INSTRUCTION: Output the material beneath this task exactly, images excluded.

▬▬▬▬▬▬▬▬▬▬

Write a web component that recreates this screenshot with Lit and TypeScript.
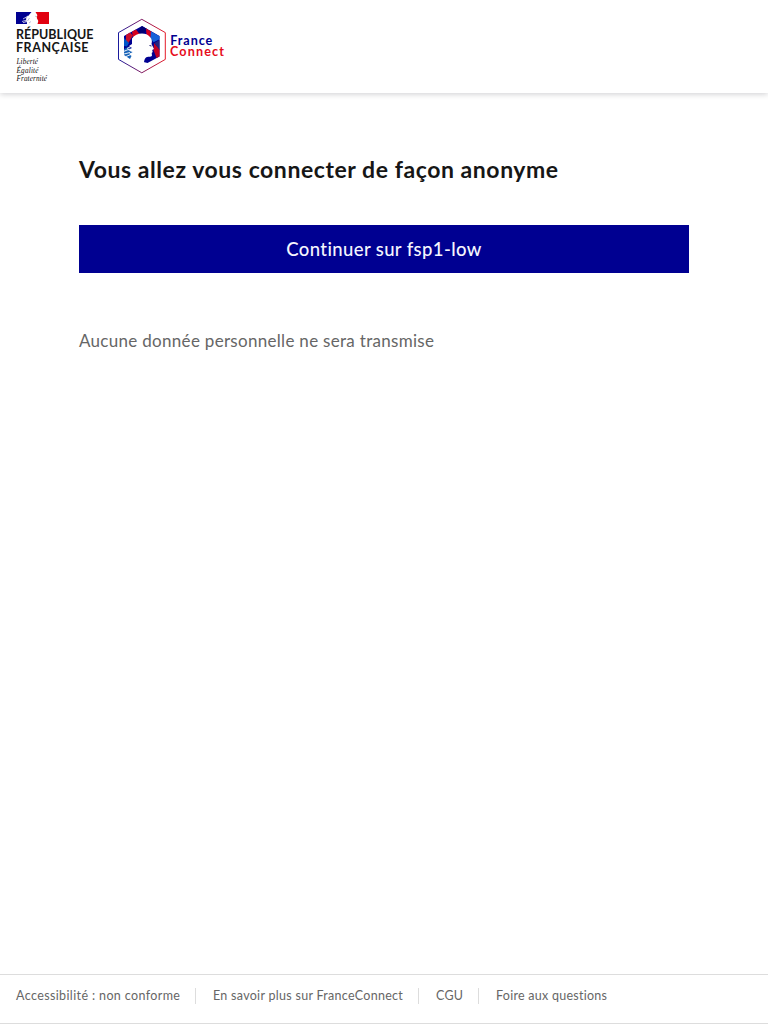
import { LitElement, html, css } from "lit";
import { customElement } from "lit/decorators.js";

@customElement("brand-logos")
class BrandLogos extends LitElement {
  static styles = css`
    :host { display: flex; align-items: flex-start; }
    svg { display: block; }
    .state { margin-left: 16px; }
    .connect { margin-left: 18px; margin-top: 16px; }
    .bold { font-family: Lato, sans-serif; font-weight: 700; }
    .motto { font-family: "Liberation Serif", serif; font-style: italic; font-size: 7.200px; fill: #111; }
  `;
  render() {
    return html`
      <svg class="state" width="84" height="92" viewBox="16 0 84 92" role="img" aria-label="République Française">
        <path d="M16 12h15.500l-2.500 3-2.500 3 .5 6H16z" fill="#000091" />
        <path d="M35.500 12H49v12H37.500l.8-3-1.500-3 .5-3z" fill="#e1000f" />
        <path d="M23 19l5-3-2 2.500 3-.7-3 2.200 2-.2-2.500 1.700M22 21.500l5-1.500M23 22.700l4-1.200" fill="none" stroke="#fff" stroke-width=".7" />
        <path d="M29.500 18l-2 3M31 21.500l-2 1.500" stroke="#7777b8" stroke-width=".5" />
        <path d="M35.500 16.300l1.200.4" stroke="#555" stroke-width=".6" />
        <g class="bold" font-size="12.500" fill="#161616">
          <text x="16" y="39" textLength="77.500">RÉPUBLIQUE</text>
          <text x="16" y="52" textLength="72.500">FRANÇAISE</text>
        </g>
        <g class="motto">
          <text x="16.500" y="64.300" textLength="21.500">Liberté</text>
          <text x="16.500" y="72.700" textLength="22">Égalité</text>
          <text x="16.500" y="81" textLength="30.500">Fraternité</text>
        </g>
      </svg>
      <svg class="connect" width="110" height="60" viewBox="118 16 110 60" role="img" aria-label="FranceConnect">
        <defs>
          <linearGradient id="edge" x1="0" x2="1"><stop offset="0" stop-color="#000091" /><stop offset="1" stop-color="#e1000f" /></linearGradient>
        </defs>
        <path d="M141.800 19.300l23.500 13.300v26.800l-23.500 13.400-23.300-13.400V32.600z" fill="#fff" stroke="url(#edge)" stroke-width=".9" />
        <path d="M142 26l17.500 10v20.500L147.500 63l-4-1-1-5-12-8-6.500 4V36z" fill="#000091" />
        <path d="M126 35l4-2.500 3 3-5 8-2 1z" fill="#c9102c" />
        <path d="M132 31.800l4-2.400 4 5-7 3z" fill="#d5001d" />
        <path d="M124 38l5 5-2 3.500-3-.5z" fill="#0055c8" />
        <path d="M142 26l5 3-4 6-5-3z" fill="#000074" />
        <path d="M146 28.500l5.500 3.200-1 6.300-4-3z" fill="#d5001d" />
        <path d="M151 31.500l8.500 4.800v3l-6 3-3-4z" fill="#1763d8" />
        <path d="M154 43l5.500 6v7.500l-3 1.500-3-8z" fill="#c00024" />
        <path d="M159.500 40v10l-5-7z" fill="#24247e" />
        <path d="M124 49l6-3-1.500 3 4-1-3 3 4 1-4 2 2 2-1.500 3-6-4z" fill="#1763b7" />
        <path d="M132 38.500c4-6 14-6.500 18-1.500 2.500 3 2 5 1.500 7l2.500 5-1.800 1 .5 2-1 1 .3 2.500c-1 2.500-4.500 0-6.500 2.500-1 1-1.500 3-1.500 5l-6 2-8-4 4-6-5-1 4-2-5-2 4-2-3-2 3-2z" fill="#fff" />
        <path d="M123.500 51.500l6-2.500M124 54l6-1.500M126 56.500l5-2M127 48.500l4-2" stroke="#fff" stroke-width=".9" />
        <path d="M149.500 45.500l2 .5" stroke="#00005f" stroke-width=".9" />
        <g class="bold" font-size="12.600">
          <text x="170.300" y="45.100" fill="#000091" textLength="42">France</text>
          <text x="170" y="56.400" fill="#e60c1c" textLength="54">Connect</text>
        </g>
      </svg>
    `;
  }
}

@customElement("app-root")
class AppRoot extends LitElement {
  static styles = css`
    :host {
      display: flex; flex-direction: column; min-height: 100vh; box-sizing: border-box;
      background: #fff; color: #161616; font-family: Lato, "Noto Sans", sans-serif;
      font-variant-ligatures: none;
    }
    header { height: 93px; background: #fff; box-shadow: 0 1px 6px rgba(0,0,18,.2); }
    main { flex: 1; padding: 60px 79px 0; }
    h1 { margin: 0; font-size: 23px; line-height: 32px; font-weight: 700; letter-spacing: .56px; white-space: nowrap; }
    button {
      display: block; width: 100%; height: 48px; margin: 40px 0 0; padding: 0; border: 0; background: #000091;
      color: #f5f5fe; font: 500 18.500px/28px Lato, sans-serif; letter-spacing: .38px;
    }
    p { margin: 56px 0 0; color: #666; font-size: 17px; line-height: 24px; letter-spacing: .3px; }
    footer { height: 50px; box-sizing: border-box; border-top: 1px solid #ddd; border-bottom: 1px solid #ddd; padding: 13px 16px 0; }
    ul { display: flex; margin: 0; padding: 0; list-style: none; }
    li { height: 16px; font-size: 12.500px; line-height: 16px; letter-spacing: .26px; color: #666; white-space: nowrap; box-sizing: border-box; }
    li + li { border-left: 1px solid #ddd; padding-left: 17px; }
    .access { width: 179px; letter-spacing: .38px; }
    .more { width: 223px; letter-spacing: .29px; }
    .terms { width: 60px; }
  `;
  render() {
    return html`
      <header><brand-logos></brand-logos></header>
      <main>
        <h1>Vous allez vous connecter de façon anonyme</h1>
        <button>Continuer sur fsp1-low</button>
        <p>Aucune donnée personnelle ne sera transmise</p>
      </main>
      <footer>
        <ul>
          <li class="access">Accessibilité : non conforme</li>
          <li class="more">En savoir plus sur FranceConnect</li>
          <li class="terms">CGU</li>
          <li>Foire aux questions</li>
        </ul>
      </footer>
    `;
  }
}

▬▬▬▬▬▬▬▬▬▬

CORRECT RESULT:
Write a web component that recreates this screenshot with Lit and TypeScript.
import { LitElement, html, css } from "lit";
import { customElement } from "lit/decorators.js";

@customElement("brand-logos")
class BrandLogos extends LitElement {
  static styles = css`
    :host { display: flex; align-items: flex-start; }
    svg { display: block; }
    .state { margin-left: 16px; }
    .connect { margin-left: 18px; margin-top: 16px; }
    .bold { font-family: Lato, sans-serif; font-weight: 700; }
    .motto { font-family: "Liberation Serif", serif; font-style: italic; font-size: 7.200px; fill: #111; }
  `;
  render() {
    return html`
      <svg class="state" width="84" height="92" viewBox="16 0 84 92" role="img" aria-label="République Française">
        <path d="M16 12h15.500l-2.500 3-2.500 3 .5 6H16z" fill="#000091" />
        <path d="M35.500 12H49v12H37.500l.8-3-1.500-3 .5-3z" fill="#e1000f" />
        <path d="M23 19l5-3-2 2.500 3-.7-3 2.200 2-.2-2.500 1.700M22 21.500l5-1.500M23 22.700l4-1.200" fill="none" stroke="#fff" stroke-width=".7" />
        <path d="M29.500 18l-2 3M31 21.500l-2 1.500" stroke="#7777b8" stroke-width=".5" />
        <path d="M35.500 16.300l1.200.4" stroke="#555" stroke-width=".6" />
        <g class="bold" font-size="12.500" fill="#161616">
          <text x="16" y="39" textLength="77.500">RÉPUBLIQUE</text>
          <text x="16" y="52" textLength="72.500">FRANÇAISE</text>
        </g>
        <g class="motto">
          <text x="16.500" y="64.300" textLength="21.500">Liberté</text>
          <text x="16.500" y="72.700" textLength="22">Égalité</text>
          <text x="16.500" y="81" textLength="30.500">Fraternité</text>
        </g>
      </svg>
      <svg class="connect" width="110" height="60" viewBox="118 16 110 60" role="img" aria-label="FranceConnect">
        <defs>
          <linearGradient id="edge" x1="0" x2="1"><stop offset="0" stop-color="#000091" /><stop offset="1" stop-color="#e1000f" /></linearGradient>
        </defs>
        <path d="M141.800 19.300l23.500 13.300v26.800l-23.500 13.400-23.300-13.400V32.600z" fill="#fff" stroke="url(#edge)" stroke-width=".9" />
        <path d="M142 26l17.500 10v20.500L147.500 63l-4-1-1-5-12-8-6.500 4V36z" fill="#000091" />
        <path d="M126 35l4-2.500 3 3-5 8-2 1z" fill="#c9102c" />
        <path d="M132 31.800l4-2.400 4 5-7 3z" fill="#d5001d" />
        <path d="M124 38l5 5-2 3.500-3-.5z" fill="#0055c8" />
        <path d="M142 26l5 3-4 6-5-3z" fill="#000074" />
        <path d="M146 28.500l5.500 3.200-1 6.300-4-3z" fill="#d5001d" />
        <path d="M151 31.500l8.500 4.800v3l-6 3-3-4z" fill="#1763d8" />
        <path d="M154 43l5.500 6v7.500l-3 1.500-3-8z" fill="#c00024" />
        <path d="M159.500 40v10l-5-7z" fill="#24247e" />
        <path d="M124 49l6-3-1.500 3 4-1-3 3 4 1-4 2 2 2-1.500 3-6-4z" fill="#1763b7" />
        <path d="M132 38.500c4-6 14-6.500 18-1.500 2.500 3 2 5 1.500 7l2.500 5-1.800 1 .5 2-1 1 .3 2.500c-1 2.500-4.500 0-6.500 2.500-1 1-1.500 3-1.500 5l-6 2-8-4 4-6-5-1 4-2-5-2 4-2-3-2 3-2z" fill="#fff" />
        <path d="M123.500 51.500l6-2.500M124 54l6-1.500M126 56.500l5-2M127 48.500l4-2" stroke="#fff" stroke-width=".9" />
        <path d="M149.500 45.500l2 .5" stroke="#00005f" stroke-width=".9" />
        <g class="bold" font-size="12.600">
          <text x="170.300" y="45.100" fill="#000091" textLength="42">France</text>
          <text x="170" y="56.400" fill="#e60c1c" textLength="54">Connect</text>
        </g>
      </svg>
    `;
  }
}

@customElement("app-root")
class AppRoot extends LitElement {
  static styles = css`
    :host {
      display: flex; flex-direction: column; min-height: 100vh; box-sizing: border-box;
      background: #fff; color: #161616; font-family: Lato, "Noto Sans", sans-serif;
      font-variant-ligatures: none;
    }
    header { height: 93px; background: #fff; box-shadow: 0 1px 6px rgba(0,0,18,.2); }
    main { flex: 1; padding: 60px 79px 0; }
    h1 { margin: 0; font-size: 23px; line-height: 32px; font-weight: 700; letter-spacing: .56px; white-space: nowrap; }
    button {
      display: block; width: 100%; height: 48px; margin: 40px 0 0; padding: 0; border: 0; background: #000091;
      color: #f5f5fe; font: 500 18.500px/28px Lato, sans-serif; letter-spacing: .38px;
    }
    p { margin: 56px 0 0; color: #666; font-size: 17px; line-height: 24px; letter-spacing: .3px; }
    footer { height: 50px; box-sizing: border-box; border-top: 1px solid #ddd; border-bottom: 1px solid #ddd; padding: 13px 16px 0; }
    ul { display: flex; margin: 0; padding: 0; list-style: none; }
    li { height: 16px; font-size: 12.500px; line-height: 16px; letter-spacing: .26px; color: #666; white-space: nowrap; box-sizing: border-box; }
    li + li { border-left: 1px solid #ddd; padding-left: 17px; }
    .access { width: 179px; letter-spacing: .38px; }
    .more { width: 223px; letter-spacing: .29px; }
    .terms { width: 60px; }
  `;
  render() {
    return html`
      <header><brand-logos></brand-logos></header>
      <main>
        <h1>Vous allez vous connecter de façon anonyme</h1>
        <button>Continuer sur fsp1-low</button>
        <p>Aucune donnée personnelle ne sera transmise</p>
      </main>
      <footer>
        <ul>
          <li class="access">Accessibilité : non conforme</li>
          <li class="more">En savoir plus sur FranceConnect</li>
          <li class="terms">CGU</li>
          <li>Foire aux questions</li>
        </ul>
      </footer>
    `;
  }
}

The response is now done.